Levandowski was the first of two high-profile executive exits from Uber this week. The second was Uber’s head of finance Gautam Gupta, whose departure to join another company was announced along with Uber’s financial numbers on Wednesday.

New York Times stories on Uber are now often accompanied by an infographic showing the growing roster of top staffers who have left the company. They include engineers involved with artificial intelligence, mapping, and self-driving cars, as well as a few executives who left after Uber commissioned an investigation of Uber’s in-house culture. That probe was triggered in February, after former Uber engineer Susan Fowler wrote a widely read blogpost accusing company managers of failing to take action when she told them she had been sexually harassed by a supervisor. Fowler also described a generally roughhouse, inefficient management culture in which women frequently suffered harassment.

That, and other controversies that have tarnished Uber’s reputation, were detailed in a New York Magazine piece that kicked off the work week Tuesday under the headline “Is Uber Evil, or Just Doomed?” Writer Reeves Wiedeman describes Uber as facing an “existential crisis,” not only due to bad press, but due to vulnerabilities in its long-term business model.

Uber has expanded into many U.S. cities and dozens of countries, but it faces constant battles to operate free of regulations that apply to traditional employers such as taxicab companies. In recent years, Uber drivers have sued to be classified as employees qualified for benefits, rather than as independent contractors. The company has also been accused of inducing drivers to finance the lease or purchase of cars, only to later lower the rates for rides, undermining the income drivers need to pay off the cost of acquiring their vehicles. Uber CEO Travis Kalanick issued a public apology after he was captured on video in February in a testy exchange with a driver who reproached him for lowering rates.

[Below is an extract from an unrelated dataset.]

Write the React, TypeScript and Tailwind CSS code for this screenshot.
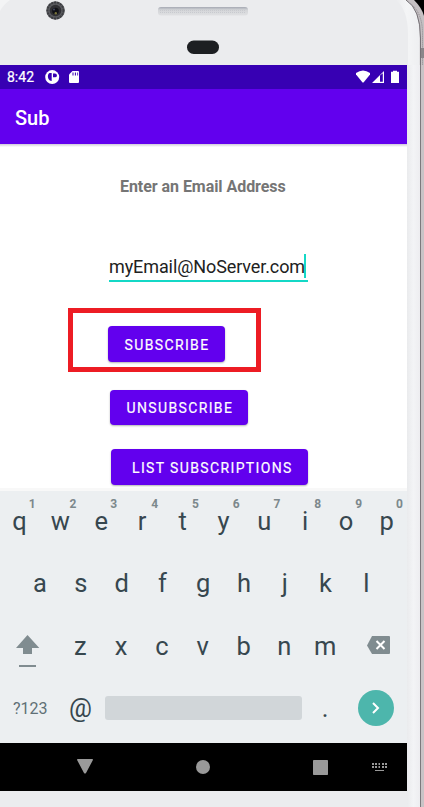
import type { ReactNode } from "react";

const TOP = [
  ["q", "1"], ["w", "2"], ["e", "3"], ["r", "4"], ["t", "5"],
  ["y", "6"], ["u", "7"], ["i", "8"], ["o", "9"], ["p", "0"],
];
const MIDDLE = ["a", "s", "d", "f", "g", "h", "j", "k", "l"];
const BOTTOM = ["z", "x", "c", "v", "b", "n", "m"];

function Key({ children, hint }: { children: ReactNode; hint?: string }) {
  return (
    <div className="relative flex h-full w-[40.8px] shrink-0 items-center justify-center text-[25.5px] leading-none text-[#37474f]">
      {children}
      {hint && (
        <span className="absolute left-[28.5px] top-[7px] w-[9px] text-center text-[12px] font-bold leading-[12px] text-[#7c888c]">
          {hint}
        </span>
      )}
    </div>
  );
}

function PhoneTop() {
  return (
    <div className="relative h-[65px] w-full shrink-0">
      <svg className="block" width="424" height="65" viewBox="0 0 424 65">
        <defs>
          <linearGradient id="speaker" x1="0" y1="0" x2="0" y2="1">
            <stop offset="0" stopColor="#a5a9b3" />
            <stop offset="0.35" stopColor="#d3d5d8" />
            <stop offset="1" stopColor="#e0e1e3" />
          </linearGradient>
          <pattern id="mesh" width="2" height="2" patternUnits="userSpaceOnUse">
            <rect width="1" height="1" fill="#c8cacf" />
          </pattern>
          <linearGradient id="rim" x1="0" y1="0" x2="1" y2="0">
            <stop offset="0" stopColor="#ebecee" />
            <stop offset="0.45" stopColor="#f4f5f6" />
            <stop offset="1" stopColor="#eeeff1" />
          </linearGradient>
        </defs>
        <path d="M398 0H424V65H398Z" fill="#000" />
        <path d="M398 0H414Q422 8 424 16V65H398Z" fill="#c5c0c3" />
        <path d="M405 0Q423 9 422.500 35V65" fill="none" stroke="#8b878b" strokeWidth="1" strokeDasharray="1 1" />
        <path d="M0 0H406Q419.500 9 419.500 38V65H0Z" fill="#ebecee" />
        <path d="M396 0H406Q419.500 9 419.500 38V65H408V34Q408 10 396 0Z" fill="url(#rim)" />
        <path d="M406 0Q420.500 9 420.500 38V65" fill="none" stroke="#767277" strokeWidth="1" />
        <path d="M0 0H10Q4 4 0 11Z" fill="#f3f4f5" />
        <rect x="421" y="48" width="3" height="10" fill="#8a868a" />
        <circle cx="55.500" cy="10.500" r="9.300" fill="#5a5b5f" />
        <circle cx="55.500" cy="10.500" r="8" fill="none" stroke="#3c3d41" strokeWidth="1.800" strokeDasharray="2 1" />
        <circle cx="55.500" cy="10.500" r="5.800" fill="#303034" />
        <circle cx="55.500" cy="11" r="3.300" fill="#101116" />
        <circle cx="55.800" cy="13.300" r="1.200" fill="#78733a" />
        <circle cx="54" cy="9.500" r="0.900" fill="#4a4f68" />
        <rect x="158" y="7" width="90" height="8.500" rx="3" fill="url(#speaker)" />
        <rect x="160" y="9" width="86" height="5" fill="url(#mesh)" />
        <rect x="187" y="40.500" width="32" height="13.500" rx="6.700" fill="#1d1f22" />
      </svg>
    </div>
  );
}

function StatusBar() {
  return (
    <div className="flex h-6 items-center bg-[#3700b3] text-white">
      <span className="ml-[7px] w-[38px] text-[14px] leading-6 [-webkit-text-stroke:0.2px_white]">8:42</span>
      <svg width="36" height="24" viewBox="0 0 36 24" fill="white">
        <circle cx="7.200" cy="12.100" r="7" />
        <path d="M6.700 8V16Q4.500 16 3.500 14Q2.500 12 3 10Q3.500 8.500 4.500 8Z" fill="#3700b3" />
        <path d="M8 8.500H10A1.900 1.900 0 0 1 10 12.300H8Z" fill="#3700b3" />
        <path d="M27.500 6H33Q34 6 34 7V17Q34 18 33 18H25Q24 18 24 17V9.500Z" />
        <path d="M27.500 7.500h1v3h-1zM29.900 7.500h1v3h-1zM32.300 7.500h0.800v3h-0.800z" fill="#3700b3" />
      </svg>
      <svg className="ml-auto" width="52" height="24" viewBox="0 0 52 24" fill="white">
        <path d="M1 8Q8 3 15 8V9.500L8.500 17.500H7.500L1 9.500Z" />
        <path fillRule="evenodd" d="M17 18L29 6V18ZM25 10.500V16.800H27.800V8.200Z" />
        <path d="M36 6.800H38V5.700H42V6.800H44V18H36Z" />
      </svg>
    </div>
  );
}

function ActionButton({ className, children }: { className: string; children: ReactNode }) {
  return (
    <button className={"flex items-center rounded-[4px] bg-[#6200ee] text-[14px] font-normal whitespace-nowrap text-white [-webkit-text-stroke:0.2px_white] shadow-[0_1px_2px_rgba(0,0,0,0.3)] " + className}>
      {children}
    </button>
  );
}

function Content() {
  return (
    <main className="flex h-[347px] flex-col items-start overflow-hidden bg-white">
      <div className="h-[3px] w-full bg-linear-to-b from-[#cfc9da] to-white" />
      <p className="mt-[29px] ml-[120px] h-[22px] whitespace-nowrap text-[16px] font-bold leading-[22px] tracking-[-0.05px] text-[#757575]">Enter an Email Address</p>
      <div className="mt-[54px] ml-[109px] flex h-[30px] w-[199px] border-b-2 border-[#14d8c6] text-[18px] leading-[30px] text-[#212121]">
        <span className="w-[195px] whitespace-nowrap tracking-[-0.1px]">myEmail@NoServer.com</span>
        <span className="mt-[2px] h-[24px] w-[2px] bg-[#14d8c6]" />
      </div>
      <div className="mt-[26px] ml-[68px] h-[64px] w-[193px] border-[5px] border-[#ed1c24] pl-[35px] pt-[13px]">
        <ActionButton className="h-9 w-[117px] pl-[16.5px] pt-[2px] tracking-[1.37px]">SUBSCRIBE</ActionButton>
      </div>
      <ActionButton className="mt-[18px] ml-[110px] h-[35px] w-[138px] pl-[16.5px] pt-[2px] tracking-[1.37px]">UNSUBSCRIBE</ActionButton>
      <ActionButton className="mt-[24px] ml-[111px] h-9 w-[197px] pl-[21px] pt-[2px] tracking-[1.37px]">LIST SUBSCRIPTIONS</ActionButton>
      <div className="mt-[3px] h-[3px] w-full bg-[#f8f8f8]" />
    </main>
  );
}

function Keyboard() {
  return (
    <div className="h-[252px] bg-[#eceff1]">
      <div className="ml-[-0.8px] flex h-[62px]">
        {TOP.map(([letter, hint]) => <Key key={letter} hint={hint}>{letter}</Key>)}
      </div>
      <div className="flex h-[62px] pl-[19.6px]">
        {MIDDLE.map((letter) => <Key key={letter}>{letter}</Key>)}
      </div>
      <div className="flex h-[63px]">
        <svg width="60" height="63" viewBox="0 0 60 63" fill="#808c90">
          <path d="M27.500 20L39.300 33H32V39H23V33H16Z" />
          <rect x="19" y="50" width="17" height="2" />
        </svg>
        {BOTTOM.map((letter) => <Key key={letter}>{letter}</Key>)}
        <svg width="60" height="63" viewBox="0 0 60 63">
          <path d="M26 21H43Q44 21 44 22V38Q44 39 43 39H26L21 30.500Z" fill="#808c90" />
          <path d="M30.500 26L38.500 34M38.500 26L30.500 34" stroke="white" strokeWidth="2" />
        </svg>
      </div>
      <div className="flex h-[62px] items-center">
        <span className="w-[60px] pl-[13px] pb-px text-[16px] text-[#607076]">?123</span>
        <Key>@</Key>
        <div className="relative top-[-1px] ml-[4px] h-[24px] w-[197px] rounded-[3px] bg-[#d1d6d9]" />
        <div className="ml-[3px]"><Key>.</Key></div>
        <div className="relative top-[-1px] ml-[12px] flex size-[36px] items-center justify-center rounded-full bg-[#4db6ac]">
          <svg width="12" height="14" viewBox="0 0 12 14"><path d="M3 2L8 7L3 12" fill="none" stroke="white" strokeWidth="2" /></svg>
        </div>
      </div>
    </div>
  );
}

function NavigationBar() {
  return (
    <svg className="block bg-black" width="407" height="48" viewBox="0 0 407 48" fill="#999">
      <path d="M78 16H92Q93.500 16 92.800 17.200L86 30Q85 31.200 84 30L77.200 17.200Q76.500 16 78 16Z" />
      <circle cx="203" cy="24" r="7" />
      <rect x="313" y="17" width="15" height="15" rx="0.700" />
      <path d="M372 20h2v2h-2zM375 20h2v2h-2zM378.500 20h1.500v2h-1.500zM382 20h2v2h-2zM385 20h2v2h-2zM372 23h2v2h-2zM375 23h2v2h-2zM378.500 23h1.500v2h-1.500zM382 23h2v2h-2zM385 23h2v2h-2zM375 27h9v1h-9z" />
    </svg>
  );
}

export default function App() {
  return (
    <div className="flex h-[807px] w-[424px] flex-col overflow-hidden bg-[#ebecee] font-[Roboto,sans-serif]">
      <PhoneTop />
      <div className="flex h-[742px]">
        <div className="w-[407px] shrink-0">
          <StatusBar />
          <header className="flex h-[55px] items-center bg-[#6200ee] pl-[15px] pt-[2px] text-[20px] font-medium text-white">Sub</header>
          <Content />
          <Keyboard />
          <NavigationBar />
        </div>
        <div className="h-full w-[13px] bg-linear-to-r from-[#eaebed] via-[#f3f4f6] to-[#ededf0]" />
        <div className="h-full w-px bg-[#7d797d]" />
        <div className="h-full w-[3px] bg-[#c9c3c6]" />
      </div>
    </div>
  );
}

The company has also allegedly used a technology called Greyball to mask its presence in cities it didn’t have permission to serve.

Underlying all these troubles, Uber’s growth has depended on price competition with taxis, as well as the convenience of tapping an app to summon a ride. But its low rates are now possible because Uber draws on the billions invested in it by venture capital firms, as Wiedeman, Xconomy, and others have pointed out. Uber reportedly has more than $7 billion left of this cash trove, but it has been posting recent annual losses of $2 billion or more. The question is whether Uber can eventually become a profitable global corporation without relying on these cash infusions, and without raising its rates to uncompetitive levels.

Already in New York, Uber faces competition not only from its San Francisco ride-hailing rival Lyft, but also from cut-rate Manhattan operators Gett and Via, and two apps, Arro and Curb, that have been created to summon traditional cabs.

Uber has been pursuing the driverless car as an escape from the hassles and expense of engaging drivers. But the big companies that might manufacture self-driving cars at scale, from Google to Ford to Tesla, could develop their own apps, or partner with an Uber rival such as Lyft.

Wiedeman writes, “Conversations with several dozen current and former Uber employees and executives suggested that though there is time to right the ship, and a war chest of venture capital to do so, Silicon Valley has found itself at least preparing for the notion that it mispriced its darling. Uber could be the next MySpace, some say, a company that created a market but was foiled by its own missteps and overtaken by savvier competition.”

For next week’s news cycle, Uber can look forward to digesting, and possibly releasing, the results of the investigation of the company’s workplace culture by former U.S. Attorney General Eric Holder’s law firm.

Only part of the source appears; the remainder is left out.